Retrieval, Provenance, and Tasks | Neotoma Agent Instructions (Markdown)

# Agent instructions: Retrieval, provenance, and tasks

[← Agent instructions](/agent-instructions)

## Retrieval

- **Query shape.** `retrieve_entity_by_identifier` for concrete identifiers (names, emails, ids, exact titles); `retrieve_entities` scoped by entity\_type with an explicit limit or time window for plural/category queries ("last N transactions", "recent tasks").
- **Guardrails.** Start with small, targeted queries. Avoid broad scans unless necessary. Use retrieved facts when relevant; if bounded retrieval finds nothing, proceed normally without inventing memory-backed claims.
- **Publication-recency.** For "recently published" questions, sort by publication timestamp (`published_date` / `published_at`) descending, not by observation recency. Use a sufficient page size and dedupe by `entity_id`.
- **Entity-type cardinality.** For "how many entities per type" questions, answer from `getStats` / `GET /stats` → `entities_by_type` first. `list_entity_types` reports schema field width, not row counts; never substitute one for the other.
- **Bounded completeness.** For list/count answers from entity graphs, check likely equivalent containers/identifiers and relationship variants, dedupe by `entity_id`, and report the reconciled total (or note remaining ambiguity).

◆

## Provenance

- **Source provenance is required.** Every entity carries traceable source data. For file-derived data, use the combined store path (entities + `file_path` or `file_content+mime_type`) and include `source_file`. For API or tool-sourced data, set `data_source` (tool, endpoint, date) and store the raw payload as `api_response_data`. FORBIDDEN: storing entities with no traceable source unless the data is purely user-stated in chat.
- **Three-layer analysis.** When analyzing a named entity from source material, persist all three layers in the same turn: (1) the raw source artifact, (2) the named entity updated with sourced facts, (3) a synthesized note/report capturing derived conclusions. Link with `REFERS_TO` or `EMBEDS`.
- **Reuse pre-existing sources.** If a raw source already exists in Neotoma, retrieve it and link the current conversation-derived entities to it in the same turn, do not rely on an earlier store remaining discoverable without a relationship.
- **Source content retrieval.** Files stored via the combined path are downloadable at `GET /sources/:id/content`; observations carry `source_id` for linkage. UIs should expose this endpoint so users can inspect the original artifact.
- **Unstructured payload retention.** User-provided files, paths, @-references, attachments, uploads, and pasted blobs MUST be persisted in the same turn via the unstructured path with the attachment recipe.
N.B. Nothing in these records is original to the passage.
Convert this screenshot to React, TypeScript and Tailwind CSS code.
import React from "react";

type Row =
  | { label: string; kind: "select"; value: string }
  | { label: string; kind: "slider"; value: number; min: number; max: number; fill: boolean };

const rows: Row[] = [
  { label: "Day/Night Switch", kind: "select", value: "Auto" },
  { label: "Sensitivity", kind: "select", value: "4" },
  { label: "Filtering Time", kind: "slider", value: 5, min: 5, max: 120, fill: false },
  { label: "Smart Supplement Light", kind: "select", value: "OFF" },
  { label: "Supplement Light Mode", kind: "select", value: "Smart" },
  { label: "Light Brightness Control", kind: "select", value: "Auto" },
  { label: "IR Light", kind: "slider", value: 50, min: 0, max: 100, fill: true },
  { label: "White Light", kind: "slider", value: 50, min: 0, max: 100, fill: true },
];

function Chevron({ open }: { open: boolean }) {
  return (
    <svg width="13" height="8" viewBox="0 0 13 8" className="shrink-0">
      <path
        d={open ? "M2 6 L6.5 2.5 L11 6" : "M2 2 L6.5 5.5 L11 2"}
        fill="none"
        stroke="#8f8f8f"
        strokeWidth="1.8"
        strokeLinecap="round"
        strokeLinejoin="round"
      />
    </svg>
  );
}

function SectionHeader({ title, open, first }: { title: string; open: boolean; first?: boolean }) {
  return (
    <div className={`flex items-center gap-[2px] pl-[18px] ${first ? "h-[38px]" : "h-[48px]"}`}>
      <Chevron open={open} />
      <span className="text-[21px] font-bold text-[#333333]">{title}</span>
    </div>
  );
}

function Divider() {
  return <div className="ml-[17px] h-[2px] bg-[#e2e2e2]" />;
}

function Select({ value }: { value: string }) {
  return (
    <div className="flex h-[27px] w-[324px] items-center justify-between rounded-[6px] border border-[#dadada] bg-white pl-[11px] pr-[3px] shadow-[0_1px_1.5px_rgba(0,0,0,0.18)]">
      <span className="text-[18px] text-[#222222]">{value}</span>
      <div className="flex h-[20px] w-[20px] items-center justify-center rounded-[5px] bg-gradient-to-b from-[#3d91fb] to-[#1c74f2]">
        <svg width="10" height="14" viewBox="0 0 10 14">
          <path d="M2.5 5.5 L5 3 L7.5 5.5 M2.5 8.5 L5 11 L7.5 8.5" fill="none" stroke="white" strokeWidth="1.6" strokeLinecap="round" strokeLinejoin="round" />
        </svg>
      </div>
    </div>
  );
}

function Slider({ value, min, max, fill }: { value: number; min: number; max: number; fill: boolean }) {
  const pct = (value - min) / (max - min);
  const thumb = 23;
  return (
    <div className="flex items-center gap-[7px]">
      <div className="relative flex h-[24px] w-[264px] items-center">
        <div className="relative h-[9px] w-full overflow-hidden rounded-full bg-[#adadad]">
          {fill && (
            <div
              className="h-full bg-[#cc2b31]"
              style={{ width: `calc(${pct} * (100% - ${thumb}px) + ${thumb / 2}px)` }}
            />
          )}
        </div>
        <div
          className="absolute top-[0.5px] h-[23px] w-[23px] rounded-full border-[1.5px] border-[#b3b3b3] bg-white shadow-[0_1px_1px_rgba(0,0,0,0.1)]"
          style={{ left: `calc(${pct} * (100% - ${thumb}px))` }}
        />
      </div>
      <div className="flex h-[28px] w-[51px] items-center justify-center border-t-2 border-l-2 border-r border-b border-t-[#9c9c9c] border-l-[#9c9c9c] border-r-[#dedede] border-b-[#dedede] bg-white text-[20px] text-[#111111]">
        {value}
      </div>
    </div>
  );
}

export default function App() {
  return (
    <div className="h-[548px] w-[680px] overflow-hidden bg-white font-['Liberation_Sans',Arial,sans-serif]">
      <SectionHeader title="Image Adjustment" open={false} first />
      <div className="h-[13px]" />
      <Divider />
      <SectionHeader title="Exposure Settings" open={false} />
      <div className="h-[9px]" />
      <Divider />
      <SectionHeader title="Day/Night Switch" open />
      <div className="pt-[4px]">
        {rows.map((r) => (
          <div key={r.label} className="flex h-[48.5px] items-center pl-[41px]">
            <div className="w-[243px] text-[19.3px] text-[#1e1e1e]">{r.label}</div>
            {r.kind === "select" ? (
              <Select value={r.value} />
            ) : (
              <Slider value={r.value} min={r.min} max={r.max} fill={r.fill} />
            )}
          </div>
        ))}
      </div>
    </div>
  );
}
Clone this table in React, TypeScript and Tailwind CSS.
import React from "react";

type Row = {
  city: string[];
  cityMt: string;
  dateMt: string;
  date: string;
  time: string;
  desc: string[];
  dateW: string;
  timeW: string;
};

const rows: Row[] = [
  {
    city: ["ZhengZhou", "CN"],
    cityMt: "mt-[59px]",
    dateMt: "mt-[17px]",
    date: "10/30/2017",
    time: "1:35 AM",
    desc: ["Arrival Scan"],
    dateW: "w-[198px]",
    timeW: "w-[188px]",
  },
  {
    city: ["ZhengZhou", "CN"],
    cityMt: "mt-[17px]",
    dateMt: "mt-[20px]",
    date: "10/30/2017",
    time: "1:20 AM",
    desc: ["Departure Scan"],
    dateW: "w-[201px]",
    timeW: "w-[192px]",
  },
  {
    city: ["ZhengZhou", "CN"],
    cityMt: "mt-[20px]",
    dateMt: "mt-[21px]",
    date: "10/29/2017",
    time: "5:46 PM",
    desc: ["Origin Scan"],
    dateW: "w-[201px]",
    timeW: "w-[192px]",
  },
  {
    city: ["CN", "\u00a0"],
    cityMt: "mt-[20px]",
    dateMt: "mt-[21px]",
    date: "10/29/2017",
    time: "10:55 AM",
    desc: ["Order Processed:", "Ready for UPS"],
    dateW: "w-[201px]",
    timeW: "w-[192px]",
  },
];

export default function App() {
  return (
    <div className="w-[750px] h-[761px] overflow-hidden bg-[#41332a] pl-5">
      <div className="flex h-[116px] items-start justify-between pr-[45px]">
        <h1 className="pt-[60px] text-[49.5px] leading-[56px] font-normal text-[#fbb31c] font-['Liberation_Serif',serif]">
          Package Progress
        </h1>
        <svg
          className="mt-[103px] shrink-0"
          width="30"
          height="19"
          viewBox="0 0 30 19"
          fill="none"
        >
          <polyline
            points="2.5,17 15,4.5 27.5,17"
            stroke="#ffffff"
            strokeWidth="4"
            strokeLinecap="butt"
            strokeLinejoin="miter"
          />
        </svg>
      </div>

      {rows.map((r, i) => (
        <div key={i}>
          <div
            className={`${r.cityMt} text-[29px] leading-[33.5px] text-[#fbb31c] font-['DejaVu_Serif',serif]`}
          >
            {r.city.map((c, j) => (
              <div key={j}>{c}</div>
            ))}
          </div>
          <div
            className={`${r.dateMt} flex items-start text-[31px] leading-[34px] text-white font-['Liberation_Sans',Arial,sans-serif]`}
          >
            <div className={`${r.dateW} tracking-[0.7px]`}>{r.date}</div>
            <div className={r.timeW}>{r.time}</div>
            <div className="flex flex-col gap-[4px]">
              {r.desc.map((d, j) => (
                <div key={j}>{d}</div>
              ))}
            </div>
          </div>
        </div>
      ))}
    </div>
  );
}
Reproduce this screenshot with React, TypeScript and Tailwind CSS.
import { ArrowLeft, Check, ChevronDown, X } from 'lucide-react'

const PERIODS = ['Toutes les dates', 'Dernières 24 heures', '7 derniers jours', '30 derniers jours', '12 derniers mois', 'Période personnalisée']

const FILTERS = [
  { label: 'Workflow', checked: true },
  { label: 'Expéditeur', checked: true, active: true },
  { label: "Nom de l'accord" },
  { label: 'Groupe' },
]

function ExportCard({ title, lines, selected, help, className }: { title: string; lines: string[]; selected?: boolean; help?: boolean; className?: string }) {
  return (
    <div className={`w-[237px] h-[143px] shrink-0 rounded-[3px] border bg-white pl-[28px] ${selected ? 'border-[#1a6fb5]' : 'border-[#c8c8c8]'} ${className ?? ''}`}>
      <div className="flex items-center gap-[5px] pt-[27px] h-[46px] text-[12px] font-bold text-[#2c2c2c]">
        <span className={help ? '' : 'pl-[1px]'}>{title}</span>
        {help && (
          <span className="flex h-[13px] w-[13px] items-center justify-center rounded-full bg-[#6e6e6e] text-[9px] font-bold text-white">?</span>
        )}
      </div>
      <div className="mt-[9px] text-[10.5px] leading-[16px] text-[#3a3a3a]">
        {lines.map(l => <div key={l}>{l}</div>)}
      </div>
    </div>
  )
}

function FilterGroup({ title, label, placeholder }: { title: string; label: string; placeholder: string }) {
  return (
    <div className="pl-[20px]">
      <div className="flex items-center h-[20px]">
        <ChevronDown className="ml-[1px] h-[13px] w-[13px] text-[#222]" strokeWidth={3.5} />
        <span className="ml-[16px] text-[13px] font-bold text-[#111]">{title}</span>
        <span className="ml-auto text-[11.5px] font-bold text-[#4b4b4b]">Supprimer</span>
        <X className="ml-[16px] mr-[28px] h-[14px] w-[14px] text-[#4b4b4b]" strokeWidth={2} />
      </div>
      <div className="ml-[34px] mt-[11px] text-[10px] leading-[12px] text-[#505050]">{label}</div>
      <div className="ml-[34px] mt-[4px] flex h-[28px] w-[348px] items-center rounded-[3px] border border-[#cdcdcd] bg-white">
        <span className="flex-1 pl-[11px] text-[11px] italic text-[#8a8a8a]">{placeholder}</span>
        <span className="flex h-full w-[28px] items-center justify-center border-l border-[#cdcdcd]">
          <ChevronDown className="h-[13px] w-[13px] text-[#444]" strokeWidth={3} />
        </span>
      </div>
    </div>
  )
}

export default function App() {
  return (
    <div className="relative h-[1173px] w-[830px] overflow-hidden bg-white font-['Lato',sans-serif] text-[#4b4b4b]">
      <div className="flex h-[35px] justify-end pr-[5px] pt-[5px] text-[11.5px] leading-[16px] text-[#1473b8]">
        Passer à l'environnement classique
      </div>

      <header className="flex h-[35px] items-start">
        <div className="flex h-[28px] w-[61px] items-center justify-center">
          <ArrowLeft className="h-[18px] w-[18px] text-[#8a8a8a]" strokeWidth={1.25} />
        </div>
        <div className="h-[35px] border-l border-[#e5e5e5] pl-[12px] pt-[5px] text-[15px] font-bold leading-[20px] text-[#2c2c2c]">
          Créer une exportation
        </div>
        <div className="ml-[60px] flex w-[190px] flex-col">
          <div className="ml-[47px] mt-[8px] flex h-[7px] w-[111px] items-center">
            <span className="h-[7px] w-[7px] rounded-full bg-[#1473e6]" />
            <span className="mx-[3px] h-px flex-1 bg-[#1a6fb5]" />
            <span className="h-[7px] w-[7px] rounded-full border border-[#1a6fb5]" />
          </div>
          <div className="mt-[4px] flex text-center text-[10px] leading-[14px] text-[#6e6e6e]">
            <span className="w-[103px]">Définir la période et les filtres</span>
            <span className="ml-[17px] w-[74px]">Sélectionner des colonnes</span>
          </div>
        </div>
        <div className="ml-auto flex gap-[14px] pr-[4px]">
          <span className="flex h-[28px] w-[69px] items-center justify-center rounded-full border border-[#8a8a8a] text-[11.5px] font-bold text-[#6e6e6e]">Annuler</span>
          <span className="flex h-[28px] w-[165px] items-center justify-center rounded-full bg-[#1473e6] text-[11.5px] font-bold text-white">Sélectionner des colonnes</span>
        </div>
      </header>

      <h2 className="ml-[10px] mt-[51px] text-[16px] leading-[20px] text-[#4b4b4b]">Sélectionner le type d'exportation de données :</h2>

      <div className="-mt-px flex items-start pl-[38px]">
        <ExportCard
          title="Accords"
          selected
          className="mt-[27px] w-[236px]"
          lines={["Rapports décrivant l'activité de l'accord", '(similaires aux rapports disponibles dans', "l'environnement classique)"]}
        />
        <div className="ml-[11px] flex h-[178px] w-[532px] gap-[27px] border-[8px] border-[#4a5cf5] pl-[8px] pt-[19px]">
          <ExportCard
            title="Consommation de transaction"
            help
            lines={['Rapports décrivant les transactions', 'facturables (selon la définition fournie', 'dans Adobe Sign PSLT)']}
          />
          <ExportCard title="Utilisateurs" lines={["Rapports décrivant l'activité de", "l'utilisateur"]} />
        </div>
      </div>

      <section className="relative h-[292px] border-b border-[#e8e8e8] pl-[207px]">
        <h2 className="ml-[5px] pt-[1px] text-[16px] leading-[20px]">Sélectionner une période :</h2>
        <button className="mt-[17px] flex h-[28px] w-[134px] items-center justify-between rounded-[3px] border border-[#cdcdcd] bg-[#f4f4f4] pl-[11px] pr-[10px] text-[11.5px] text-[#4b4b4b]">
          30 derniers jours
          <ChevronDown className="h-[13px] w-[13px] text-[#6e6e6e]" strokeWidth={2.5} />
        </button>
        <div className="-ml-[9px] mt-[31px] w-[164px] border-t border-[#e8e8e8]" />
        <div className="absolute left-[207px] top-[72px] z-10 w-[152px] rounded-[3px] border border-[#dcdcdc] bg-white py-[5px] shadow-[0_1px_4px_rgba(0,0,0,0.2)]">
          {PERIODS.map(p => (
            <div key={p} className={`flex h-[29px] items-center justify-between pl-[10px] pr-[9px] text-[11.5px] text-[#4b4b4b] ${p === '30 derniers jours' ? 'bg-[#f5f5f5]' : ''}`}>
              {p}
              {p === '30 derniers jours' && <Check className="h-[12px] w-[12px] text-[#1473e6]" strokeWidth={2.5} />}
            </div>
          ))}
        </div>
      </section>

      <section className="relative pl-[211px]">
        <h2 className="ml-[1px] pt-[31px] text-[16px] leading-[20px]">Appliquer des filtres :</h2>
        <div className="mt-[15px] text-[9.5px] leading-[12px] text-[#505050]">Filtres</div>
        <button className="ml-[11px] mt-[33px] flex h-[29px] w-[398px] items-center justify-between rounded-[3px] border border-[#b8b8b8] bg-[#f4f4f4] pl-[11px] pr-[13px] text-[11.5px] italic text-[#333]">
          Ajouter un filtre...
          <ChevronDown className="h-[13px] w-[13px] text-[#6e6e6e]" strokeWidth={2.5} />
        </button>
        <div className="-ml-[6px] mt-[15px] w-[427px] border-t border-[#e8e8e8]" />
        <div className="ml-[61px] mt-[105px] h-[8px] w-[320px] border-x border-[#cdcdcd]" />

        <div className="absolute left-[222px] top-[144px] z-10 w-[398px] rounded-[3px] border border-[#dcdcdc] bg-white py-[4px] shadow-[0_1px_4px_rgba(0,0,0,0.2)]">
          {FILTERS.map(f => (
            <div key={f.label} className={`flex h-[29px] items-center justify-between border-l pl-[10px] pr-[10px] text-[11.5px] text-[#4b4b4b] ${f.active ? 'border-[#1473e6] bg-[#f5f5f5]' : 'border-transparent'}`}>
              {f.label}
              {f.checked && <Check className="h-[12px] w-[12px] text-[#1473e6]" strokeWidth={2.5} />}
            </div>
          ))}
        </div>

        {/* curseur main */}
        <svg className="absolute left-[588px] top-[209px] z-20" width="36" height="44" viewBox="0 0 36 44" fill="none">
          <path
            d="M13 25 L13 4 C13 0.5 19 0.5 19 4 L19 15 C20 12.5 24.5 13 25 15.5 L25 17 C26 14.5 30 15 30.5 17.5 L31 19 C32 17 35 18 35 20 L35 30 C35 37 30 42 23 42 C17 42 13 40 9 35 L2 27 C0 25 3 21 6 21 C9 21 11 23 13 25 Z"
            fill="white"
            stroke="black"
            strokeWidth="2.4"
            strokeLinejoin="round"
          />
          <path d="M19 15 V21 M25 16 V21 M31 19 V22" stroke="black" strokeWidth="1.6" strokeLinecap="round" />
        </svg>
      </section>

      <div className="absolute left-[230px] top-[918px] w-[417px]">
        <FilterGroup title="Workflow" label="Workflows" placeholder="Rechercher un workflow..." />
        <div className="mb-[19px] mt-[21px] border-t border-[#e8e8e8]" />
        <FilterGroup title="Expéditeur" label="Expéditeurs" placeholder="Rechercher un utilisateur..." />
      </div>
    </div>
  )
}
Host-only copies (Desktop, Downloads, repo folders) are not sufficient retention.
- **Synthesized deliverables.** Reviews, reports, plans, audits, comparative analyses, legal/competitive/market/technical research are stored as a structured entity (e.g. `legal_research`, `competitive_analysis`, `technical_research`, `report`) with title, subject, conclusion, key\_findings, sources, caveats, and research\_date. Do not respond with findings without storing them in the same turn.
- **Analysis durability.** When asked for analysis or a briefing, do not rely only on chat message rows, persist a structured note/report/research entity rich enough to reconstruct the answer, then link it to the analyzed entity and source.
- **Agent-authored deliverables.** When the agent creates or materially edits a markdown, text, JSON, CSV, or similar file that is the substantive deliverable, store the file via the combined path, persist a structured entity describing it, and link the file asset, deliverable entity, and originating message. Repo-only or working-tree copies are not durable.
- **Session-derived artifacts.** Any entity created from the current conversation in a separate store call MUST be linked back via `REFERS_TO` in the same turn (from the prompting user message or from the new entity to the conversation). Multi-file loops must not end the turn until every new entity is linked.
- **Per-turn linkage invariant.** Every non-bookkeeping entity touched in a turn MUST carry a `REFERS_TO` edge from either the user message (creates/updates) or the assistant message (reply-cited).

◆

## Tasks and commitments

- **Base rule.** Create a task when the user expresses intent, obligation, or future action ("I need to", "remind me", deadlines). Set `due_date` when available and link to the relevant person or entity.
- **Outreach and reply-drafting.** When you produce or refine outbound text that commits the user to a future step with a named counterparty ("I'll reach out when…", "I'll send X after Y", "I'll loop back once…"), create a task and link it to the counterparty contact via `REFERS_TO`. Reuse the contact after retrieval; create if missing. Closers without a concrete follow-up do not require a task.
- **Scheduling cues.** When email, chat, screenshot, or pasted text implies arranging a future meeting or call ("pencil in", "another for \[month\]", "sync again", "catch up later"), create a task in the same extraction/store turn. Set `due_date` when a month or date is inferable; link the task to the relevant contact.